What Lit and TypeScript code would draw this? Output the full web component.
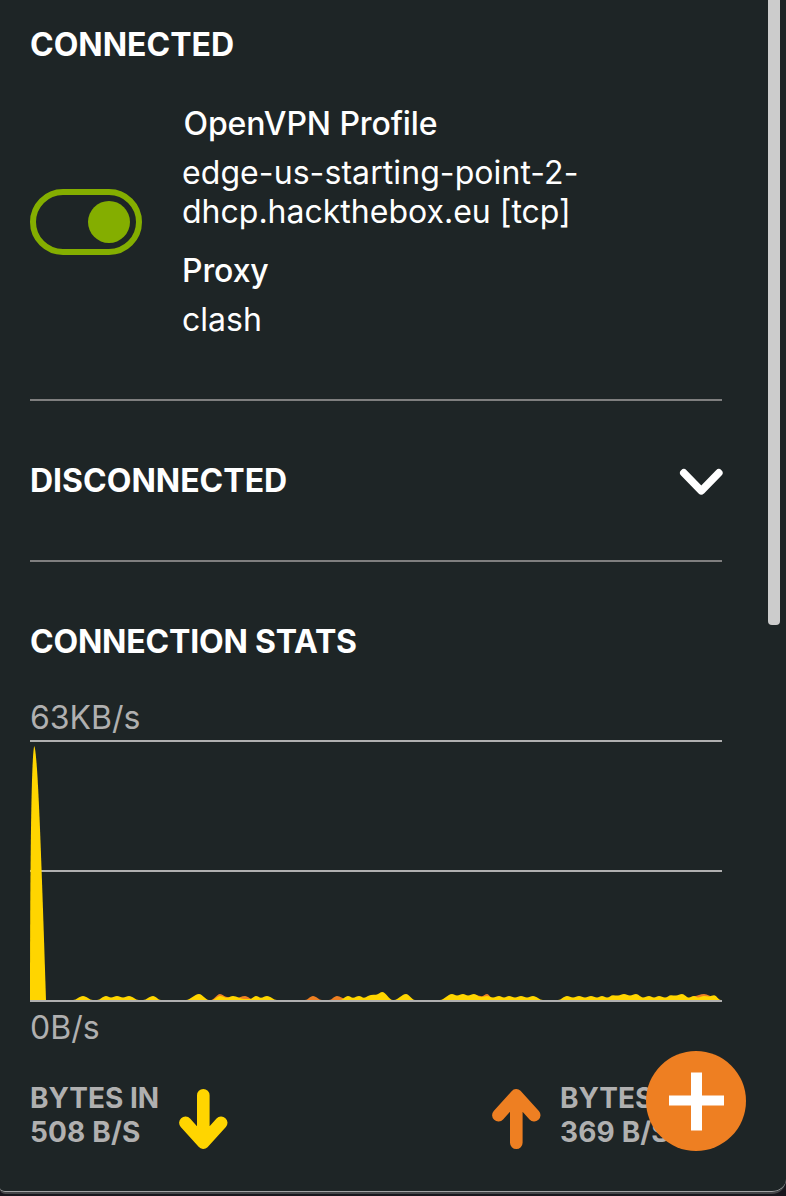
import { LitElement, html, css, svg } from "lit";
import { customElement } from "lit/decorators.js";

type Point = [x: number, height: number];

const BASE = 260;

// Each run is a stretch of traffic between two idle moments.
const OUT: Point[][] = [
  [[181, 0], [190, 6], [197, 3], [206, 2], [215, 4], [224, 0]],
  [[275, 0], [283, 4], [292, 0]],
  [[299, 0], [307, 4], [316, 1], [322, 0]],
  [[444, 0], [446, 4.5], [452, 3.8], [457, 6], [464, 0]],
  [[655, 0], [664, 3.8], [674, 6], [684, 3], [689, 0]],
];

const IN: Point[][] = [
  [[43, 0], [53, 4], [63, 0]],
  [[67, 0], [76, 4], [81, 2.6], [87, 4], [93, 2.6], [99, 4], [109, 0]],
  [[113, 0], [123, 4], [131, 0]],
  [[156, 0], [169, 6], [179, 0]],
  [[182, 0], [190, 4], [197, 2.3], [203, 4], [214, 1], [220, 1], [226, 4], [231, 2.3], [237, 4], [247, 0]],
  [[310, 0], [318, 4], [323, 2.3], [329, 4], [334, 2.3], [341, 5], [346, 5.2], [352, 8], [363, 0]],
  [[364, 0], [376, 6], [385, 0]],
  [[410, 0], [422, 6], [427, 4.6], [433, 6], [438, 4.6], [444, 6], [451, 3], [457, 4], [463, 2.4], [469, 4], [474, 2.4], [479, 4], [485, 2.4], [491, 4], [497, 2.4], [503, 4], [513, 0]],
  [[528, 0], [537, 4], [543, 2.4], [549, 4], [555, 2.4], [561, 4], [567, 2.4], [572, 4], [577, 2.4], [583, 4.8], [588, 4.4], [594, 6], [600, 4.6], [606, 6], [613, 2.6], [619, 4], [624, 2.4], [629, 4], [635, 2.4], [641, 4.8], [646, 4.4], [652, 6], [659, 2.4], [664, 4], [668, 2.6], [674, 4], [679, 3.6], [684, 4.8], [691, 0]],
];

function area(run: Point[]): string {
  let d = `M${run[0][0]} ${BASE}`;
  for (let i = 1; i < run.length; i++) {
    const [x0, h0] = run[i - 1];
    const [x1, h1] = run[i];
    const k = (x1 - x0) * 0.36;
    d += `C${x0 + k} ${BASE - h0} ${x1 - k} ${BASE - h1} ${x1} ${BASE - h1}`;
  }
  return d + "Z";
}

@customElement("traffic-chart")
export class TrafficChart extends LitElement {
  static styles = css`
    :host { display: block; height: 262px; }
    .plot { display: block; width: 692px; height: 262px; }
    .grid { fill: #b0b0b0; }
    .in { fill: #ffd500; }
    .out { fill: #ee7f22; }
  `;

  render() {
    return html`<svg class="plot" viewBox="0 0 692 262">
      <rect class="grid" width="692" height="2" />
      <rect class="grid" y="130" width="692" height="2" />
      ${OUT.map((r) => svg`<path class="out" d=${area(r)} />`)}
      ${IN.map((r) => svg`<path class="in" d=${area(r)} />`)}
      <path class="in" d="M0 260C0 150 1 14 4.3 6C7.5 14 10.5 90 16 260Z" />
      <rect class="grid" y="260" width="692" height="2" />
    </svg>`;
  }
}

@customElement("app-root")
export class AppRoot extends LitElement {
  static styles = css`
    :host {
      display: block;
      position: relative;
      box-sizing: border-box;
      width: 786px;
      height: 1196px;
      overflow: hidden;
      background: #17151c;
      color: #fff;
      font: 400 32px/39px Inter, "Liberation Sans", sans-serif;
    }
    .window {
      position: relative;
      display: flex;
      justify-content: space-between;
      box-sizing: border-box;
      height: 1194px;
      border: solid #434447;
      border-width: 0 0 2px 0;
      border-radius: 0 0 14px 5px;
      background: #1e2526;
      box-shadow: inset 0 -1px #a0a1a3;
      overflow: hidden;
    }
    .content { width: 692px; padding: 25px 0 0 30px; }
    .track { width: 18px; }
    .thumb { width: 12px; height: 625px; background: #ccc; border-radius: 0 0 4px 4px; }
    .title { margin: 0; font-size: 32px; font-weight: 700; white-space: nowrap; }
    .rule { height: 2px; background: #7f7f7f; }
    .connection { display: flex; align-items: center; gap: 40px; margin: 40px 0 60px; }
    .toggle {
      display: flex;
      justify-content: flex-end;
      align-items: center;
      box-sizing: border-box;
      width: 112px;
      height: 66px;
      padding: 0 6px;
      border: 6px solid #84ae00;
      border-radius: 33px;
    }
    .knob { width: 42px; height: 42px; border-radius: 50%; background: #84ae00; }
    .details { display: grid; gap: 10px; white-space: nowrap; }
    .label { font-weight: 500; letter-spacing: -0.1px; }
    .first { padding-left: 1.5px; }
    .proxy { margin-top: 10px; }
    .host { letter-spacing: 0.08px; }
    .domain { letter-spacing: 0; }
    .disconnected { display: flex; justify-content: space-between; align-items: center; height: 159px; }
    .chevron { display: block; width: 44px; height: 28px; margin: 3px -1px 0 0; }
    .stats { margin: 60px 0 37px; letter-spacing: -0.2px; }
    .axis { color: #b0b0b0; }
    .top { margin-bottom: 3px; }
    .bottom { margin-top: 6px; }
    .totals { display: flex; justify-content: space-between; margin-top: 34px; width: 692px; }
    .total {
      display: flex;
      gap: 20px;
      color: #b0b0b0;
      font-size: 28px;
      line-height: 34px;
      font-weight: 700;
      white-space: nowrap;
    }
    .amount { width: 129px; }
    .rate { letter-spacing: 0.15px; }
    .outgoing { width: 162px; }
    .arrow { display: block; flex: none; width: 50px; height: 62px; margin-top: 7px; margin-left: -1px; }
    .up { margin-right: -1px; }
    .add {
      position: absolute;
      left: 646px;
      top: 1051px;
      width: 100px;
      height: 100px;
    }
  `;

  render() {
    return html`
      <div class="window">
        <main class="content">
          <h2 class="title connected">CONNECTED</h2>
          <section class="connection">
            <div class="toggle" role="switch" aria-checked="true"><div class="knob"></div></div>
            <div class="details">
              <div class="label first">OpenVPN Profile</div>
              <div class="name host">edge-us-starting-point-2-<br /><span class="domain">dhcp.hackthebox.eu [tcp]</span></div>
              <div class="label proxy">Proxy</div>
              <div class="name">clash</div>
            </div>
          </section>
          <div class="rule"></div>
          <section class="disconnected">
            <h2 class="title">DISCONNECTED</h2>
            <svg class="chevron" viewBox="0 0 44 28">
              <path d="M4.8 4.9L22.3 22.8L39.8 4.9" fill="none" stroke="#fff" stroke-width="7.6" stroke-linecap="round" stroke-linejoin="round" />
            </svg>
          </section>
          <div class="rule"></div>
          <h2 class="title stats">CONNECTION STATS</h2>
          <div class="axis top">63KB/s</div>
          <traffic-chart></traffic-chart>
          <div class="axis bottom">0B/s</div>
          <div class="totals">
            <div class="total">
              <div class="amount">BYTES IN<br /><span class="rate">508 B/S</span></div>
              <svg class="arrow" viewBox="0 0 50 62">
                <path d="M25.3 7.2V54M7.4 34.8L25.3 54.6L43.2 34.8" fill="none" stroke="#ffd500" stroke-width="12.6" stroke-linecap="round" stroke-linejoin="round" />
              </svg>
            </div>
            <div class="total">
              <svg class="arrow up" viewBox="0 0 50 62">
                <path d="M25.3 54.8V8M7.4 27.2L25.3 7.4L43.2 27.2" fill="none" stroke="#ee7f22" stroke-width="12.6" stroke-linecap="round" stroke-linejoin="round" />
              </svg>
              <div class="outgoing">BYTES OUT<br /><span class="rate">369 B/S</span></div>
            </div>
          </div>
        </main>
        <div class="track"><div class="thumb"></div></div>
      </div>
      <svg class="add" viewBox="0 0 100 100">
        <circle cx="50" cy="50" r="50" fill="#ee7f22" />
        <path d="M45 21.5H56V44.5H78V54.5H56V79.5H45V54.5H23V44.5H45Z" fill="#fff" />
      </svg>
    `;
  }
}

━━━━━━━━━━━━━━━━━━━━━━━━━━━━━━

To be done: From the first line above to the line containing "const BASE = 260;", repeat each line exactly. Pictures stay out.

Exercise solution:
What Lit and TypeScript code would draw this? Output the full web component.
import { LitElement, html, css, svg } from "lit";
import { customElement } from "lit/decorators.js";

type Point = [x: number, height: number];

const BASE = 260;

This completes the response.